I think there's still disagreement here. The thermal conductivity of
metal oxides is actually not that different from the metals
themselves, and the oxide layers are so thin that they have
insignificant insulating value.

OTOH, most of the heat flow occurs after a meniscus of solder forms
between the iron and the work, creating a heat flow path that is much
large than the point contact that would otherwise be available. This
initial meniscus can't form until the oxide layer is broken, so
preparation often helps heat flow.

However, even if you have another means of heating an oxidized part,
like in an oven or infrared furnace, the solder won't flow to an oxide
covered part.

-
-----------------------------------------------
Jim Adney
Madison, WI 53711 USA
-----------------------------------------------

On Mon, 01 Nov 2004 22:54:41 -0600, Jim Adney
wrote:

On Mon, 1 Nov 2004 05:55:26 -0500 "Leonard Caillouet"
wrote:

I am not in disagreement at all that preparation is absolutely necessary,
assuming compatible materials to begin with. The point that I was trying to
make is that without the transfer of energy causing BOTH parts to rise to
the proper temp, you won't be doing any soldering. Oxides, etc prevent the
heat more than they do anything else. Preparation allows the heat.

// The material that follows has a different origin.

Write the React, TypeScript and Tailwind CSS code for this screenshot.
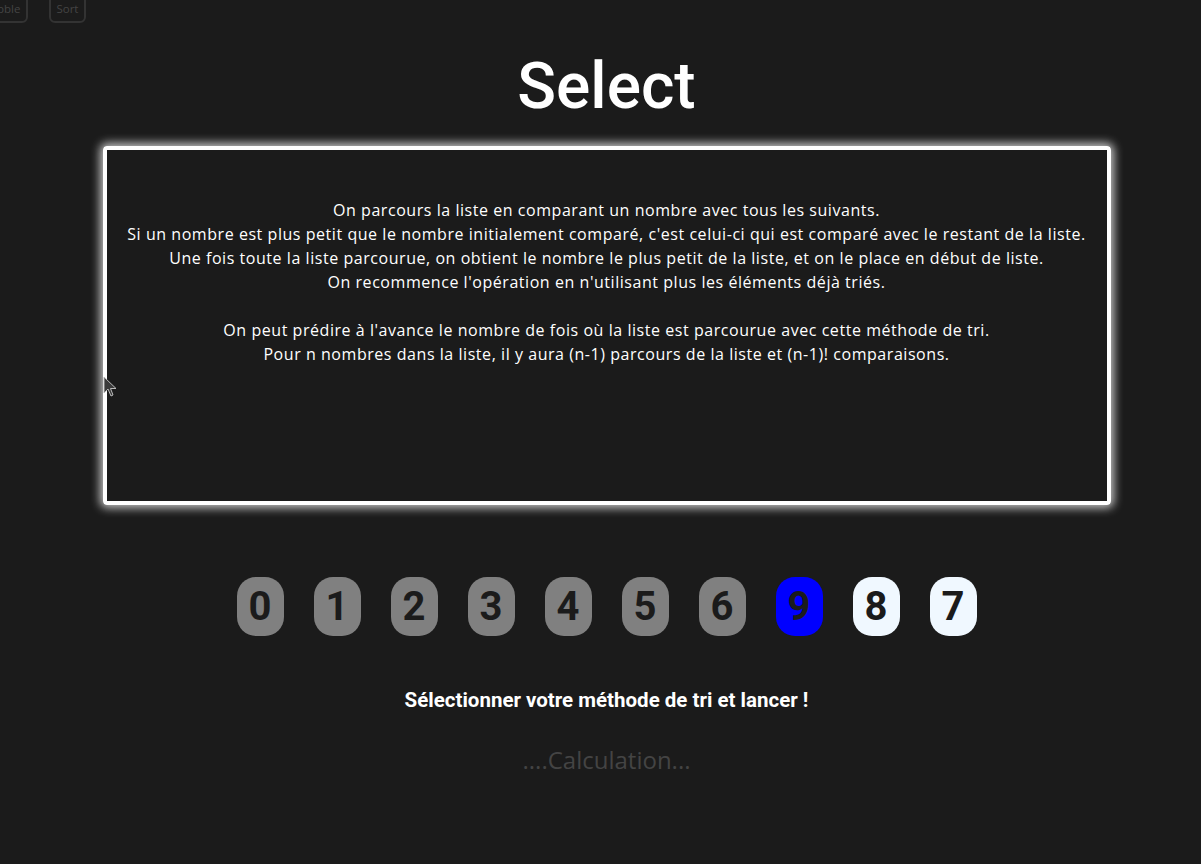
import React from "react";

const digits: { v: string; kind: "done" | "active" | "todo" }[] = [
  { v: "0", kind: "done" },
  { v: "1", kind: "done" },
  { v: "2", kind: "done" },
  { v: "3", kind: "done" },
  { v: "4", kind: "done" },
  { v: "5", kind: "done" },
  { v: "6", kind: "done" },
  { v: "9", kind: "active" },
  { v: "8", kind: "todo" },
  { v: "7", kind: "todo" },
];

export default function App() {
  return (
    <div className="relative min-h-[864px] w-full overflow-hidden bg-[#1b1b1b]">
      <div className="flex gap-[21px] -mt-[6px] -ml-[25px]">
        <button className="h-[29px] px-[5.5px] rounded-[6px] border-2 border-[#333333] text-[#444444] text-[11.5px] [font-family:'Open_Sans',sans-serif]">
          Bubble
        </button>
        <button className="h-[29px] px-[5.5px] rounded-[6px] border-2 border-[#333333] text-[#444444] text-[11.5px] [font-family:'Open_Sans',sans-serif]">
          Sort
        </button>
      </div>

      <div className="flex flex-col items-center pl-[12px]">
        <h1 className="mt-[24px] text-[64px] leading-[80px] font-medium text-white [font-family:Roboto,sans-serif]">
          Select
        </h1>

        <div className="mt-[19px] w-[1008px] h-[359px] rounded-[4px] border-4 border-white shadow-[0_0_10px_3px_rgba(255,255,255,0.75)] pt-[48px] text-center text-[16px] leading-[24px] text-white [font-family:'Open_Sans',sans-serif] tracking-[0.55px]">
          <p>On parcours la liste en comparant un nombre avec tous les suivants.</p>
          <p>Si un nombre est plus petit que le nombre initialement comparé, c'est celui-ci qui est comparé avec le restant de la liste.</p>
          <p>Une fois toute la liste parcourue, on obtient le nombre le plus petit de la liste, et on le place en début de liste.</p>
          <p>On recommence l'opération en n'utilisant plus les éléments déjà triés.</p>
          <p>&nbsp;</p>
          <p>On peut prédire à l'avance le nombre de fois où la liste est parcourue avec cette méthode de tri.</p>
          <p>Pour n nombres dans la liste, il y aura (n-1) parcours de la liste et (n-1)! comparaisons.</p>
        </div>

        <div className="mt-[72px] flex gap-[30px]">
          {digits.map((d, i) => (
            <div
              key={i}
              className={
                "w-[47px] h-[59px] rounded-[19px] flex items-center justify-center text-[40px] font-bold text-[#1b1b1b] [font-family:Roboto,sans-serif] " +
                (d.kind === "done"
                  ? "bg-[#808080]"
                  : d.kind === "active"
                  ? "bg-[#0000ff]"
                  : "bg-[#f0f8ff]")
              }
            >
              {d.v}
            </div>
          ))}
        </div>

        <p className="mt-[50px] text-[20.5px] leading-[28px] font-bold text-white [font-family:Roboto,sans-serif]">
          Sélectionner votre méthode de tri et lancer !
        </p>

        <p className="mt-[30px] text-[24px] leading-[32px] text-[#444444] [font-family:'Open_Sans',sans-serif]">
          ....Calculation...
        </p>
      </div>

      <svg
        className="absolute left-[103px] top-[376px]"
        width="14"
        height="22"
        viewBox="0 0 14 22"
      >
        <path
          d="M1 1 L1 17 L5 13 L8 20 L10 19 L7.5 12.5 L13 12.5 Z"
          fill="#3a3a3a"
          stroke="#bbbbbb"
          strokeWidth="1"
        />
      </svg>
    </div>
  );
}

I think there's still disagreement here. The thermal conductivity of
metal oxides is actually not that different from the metals
themselves, and the oxide layers are so thin that they have
insignificant insulating value.

OTOH, most of the heat flow occurs after a meniscus of solder forms
between the iron and the work, creating a heat flow path that is much
large than the point contact that would otherwise be available. This
initial meniscus can't form until the oxide layer is broken, so
preparation often helps heat flow.

However, even if you have another means of heating an oxidized part,
like in an oven or infrared furnace, the solder won't flow to an oxide
covered part.

-
-----------------------------------------------
Jim Adney
Madison, WI 53711 USA
-----------------------------------------------



Jim, you obviously were awake in class.

Leonard has that "I have to be right" thing screwing him up.